> _Directions_
Output exactly the lines from the first line of the records below through the line containing "import React from", both included, leaving out any pictures.
----- Record extracts
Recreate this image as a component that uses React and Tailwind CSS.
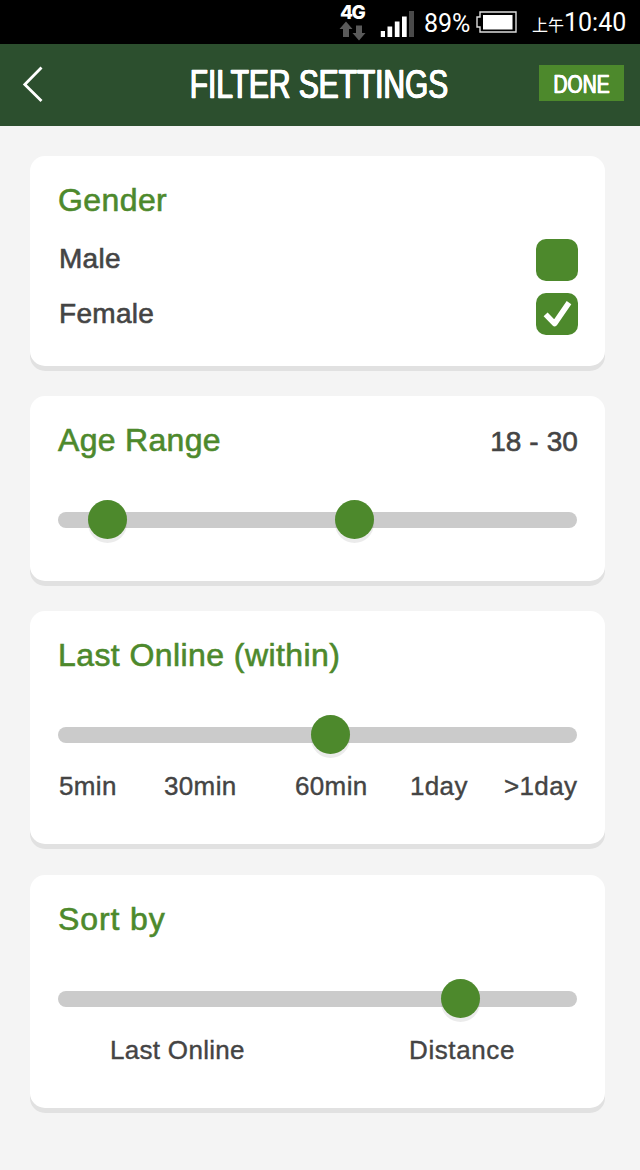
import React from "react";

function StatusBar() {
  return (
    <div className="flex h-11 w-full items-start bg-black pl-[339px] font-['Roboto','Noto_Sans_CJK_TC',sans-serif] text-white">
      <div className="flex w-[41px] flex-col pt-1">
        <span className="pl-px font-['Inter',sans-serif] text-[19px] leading-[17px] font-extrabold tracking-[-1.5px]">
          4G
        </span>
        <svg width="27" height="20" viewBox="0 0 27 20" fill="#5a5a5a">
          <path d="M7 .5 13.5 8H10V16H4V8H.5Z" />
          <path d="M17 4.5H23V12H26.5L20 19.5 13.5 12H17Z" />
        </svg>
      </div>
      <svg className="mt-[11px] shrink-0" width="34" height="26" viewBox="0 0 34 26" fill="#fff">
        <path d="M.8 20H5V26H.8ZM7.5 15.5H12.2V26H7.5ZM14.8 10.5H19.5V26H14.8ZM22 5.5H26.7V26H22Z" />
        <path d="M29 0H34V26H29Z" fill="#4a4a4a" />
      </svg>
      <span className="ml-[10px] w-[52px] pt-[9px] text-[25px] leading-[30px]">89%</span>
      <svg className="mt-[11px] shrink-0" width="41" height="22" viewBox="0 0 41 22">
        <path d="M4 1H40V21H4V16H1V6H4Z" fill="none" stroke="#ddd" strokeWidth="1.4" />
        <rect x="7" y="4" width="29.5" height="14.5" fill="#fff" />
      </svg>
      <div className="ml-[15px] flex items-baseline pt-2 whitespace-nowrap">
        <span className="text-[16px] leading-[30px]">上午</span>
        <span className="text-[25px] leading-[30px]">10:40</span>
      </div>
    </div>
  );
}

function Header() {
  return (
    <header className="flex h-[82px] items-center bg-[#2c4f2e] pr-4 pb-1 pl-[22px] text-white">
      <svg className="mt-px shrink-0" width="22" height="36" viewBox="0 0 22 36" fill="none" stroke="#fff" strokeWidth="2.8">
        <path d="M19.5 1.6 2.8 18.4 19.5 35" />
      </svg>
      <div className="flex flex-1 justify-center pl-[54px]">
        <h1 className="-mx-12 scale-x-[0.747] pt-0.5 text-[40px] leading-[48px] whitespace-nowrap [-webkit-text-stroke:0.6px_#fff] [text-shadow:0.8px_0_#fff,-0.8px_0_#fff]">
          FILTER SETTINGS
        </h1>
      </div>
      <button className="flex h-9 w-[85px] shrink-0 items-center justify-center bg-[#4d892c]">
        <span className="scale-x-[0.75] pt-0.5 text-[26px] leading-8 [-webkit-text-stroke:0.4px_#fff] [text-shadow:0.5px_0_#fff,-0.5px_0_#fff]">
          DONE
        </span>
      </button>
    </header>
  );
}

function Card({ title, value, className, titleClass, children }) {
  return (
    <section className={"rounded-[15px] bg-white px-7 pt-7 shadow-[0_5px_0_#e1e1e1] " + className}>
      <div className="flex h-8 items-center justify-between">
        <h2
          className={
            "text-[32px] leading-8 whitespace-nowrap text-[#4d892c] [-webkit-text-stroke:0.6px_#4d892c] " + titleClass
          }
        >
          {title}
        </h2>
        {value && (
          <span className="-mr-px pt-1 text-[28px] leading-8 tracking-[0.1px] [-webkit-text-stroke:0.6px_#444]">
            {value}
          </span>
        )}
      </div>
      {children}
    </section>
  );
}

function CheckRow({ label, checked, className }) {
  return (
    <div className="-mr-px flex h-[42px] items-center justify-between">
      <span className={"text-[28px] leading-8 tracking-[0.3px] [-webkit-text-stroke:0.6px_#444] " + className}>{label}</span>
      <span className="flex size-[42px] items-center justify-center rounded-[10px] bg-[#4d892c]">
        {checked && (
          <svg width="42" height="42" viewBox="0 0 42 42" fill="none" stroke="#fff" strokeWidth="5.6" strokeLinejoin="round">
            <path d="M9.6 21.4 18.6 30.6 33 9.6" />
          </svg>
        )}
      </span>
    </div>
  );
}

function Slider({ thumbs }) {
  return (
    <div className="relative mt-[44.5px] flex h-[39px] w-[519px] items-center">
      <div className="h-4 w-full rounded-full bg-[#cbcbcb]" />
      {thumbs.map((x) => (
        <span
          key={x}
          className="absolute top-0 size-[39px] rounded-full bg-[#4d892c] shadow-[0_4px_0_rgba(0,0,0,0.08)]"
          style={{ left: x }}
        />
      ))}
    </div>
  );
}

export default function App() {
  return (
    <div className="h-[1170px] w-[640px] overflow-hidden bg-[#f4f4f4] font-['Liberation_Sans',Arial,sans-serif] text-[#444]">
      <StatusBar />
      <Header />
      <main className="flex flex-col pt-[29.5px] pr-[35px] pl-[30px]">
        <Card title="Gender" titleClass="tracking-[0.4px]" className="h-[210px]">
          <div className="flex flex-col gap-3 pt-[23.5px]">
            <CheckRow label="Male" className="pb-[3px] pl-px" />
            <CheckRow label="Female" className="pb-px pl-px" checked />
          </div>
        </Card>
        <Card title="Age Range" value="18 - 30" titleClass="tracking-[0.3px]" className="mt-[30px] h-[185.5px]">
          <Slider thumbs={[30.4, 277.4]} />
        </Card>
        <Card title="Last Online (within)" titleClass="tracking-[0.42px]" className="mt-[29.5px] h-[233px]">
          <Slider thumbs={[253.4]} />
          <div className="mt-[15.5px] grid grid-cols-[105px_131px_115px_94px_1fr] pl-px text-[26px] leading-8 tracking-[0.35px] whitespace-nowrap [-webkit-text-stroke:0.4px_#444]">
            <span>5min</span>
            <span>30min</span>
            <span>60min</span>
            <span>1day</span>
            <span>&gt;1day</span>
          </div>
        </Card>
        <Card title="Sort by" titleClass="tracking-[0.9px]" className="mt-[31px] h-[233px]">
          <Slider thumbs={[383.4]} />
          <div className="mt-[15.5px] grid grid-cols-[299px_1fr] pl-[52px] text-[26px] leading-8 tracking-[0.3px] whitespace-nowrap [-webkit-text-stroke:0.4px_#444]">
            <span>Last Online</span>
            <span className="tracking-[0.6px]">Distance</span>
          </div>
        </Card>
      </main>
    </div>
  );
}
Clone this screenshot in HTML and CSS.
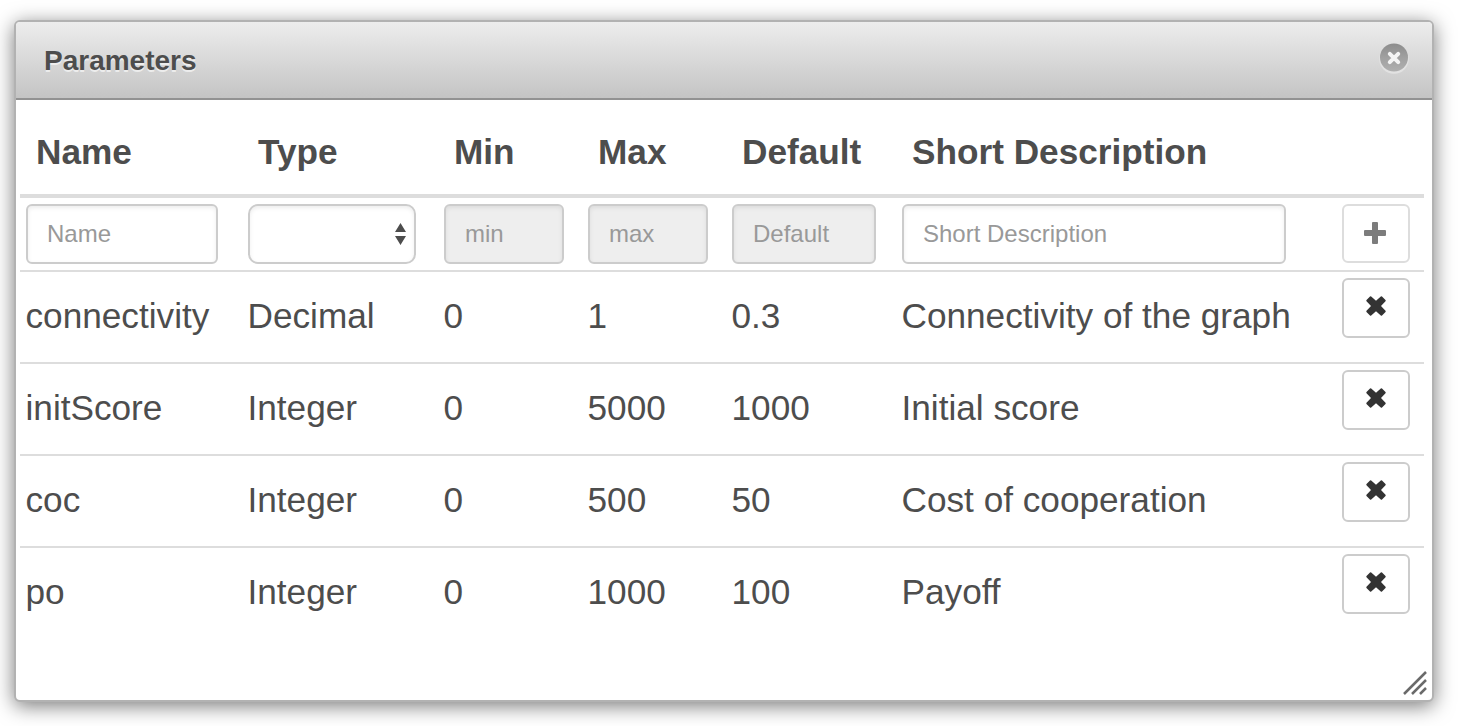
----------
> _Response to this exercise_
Recreate this image as a component that uses React and Tailwind CSS.
import React from "react";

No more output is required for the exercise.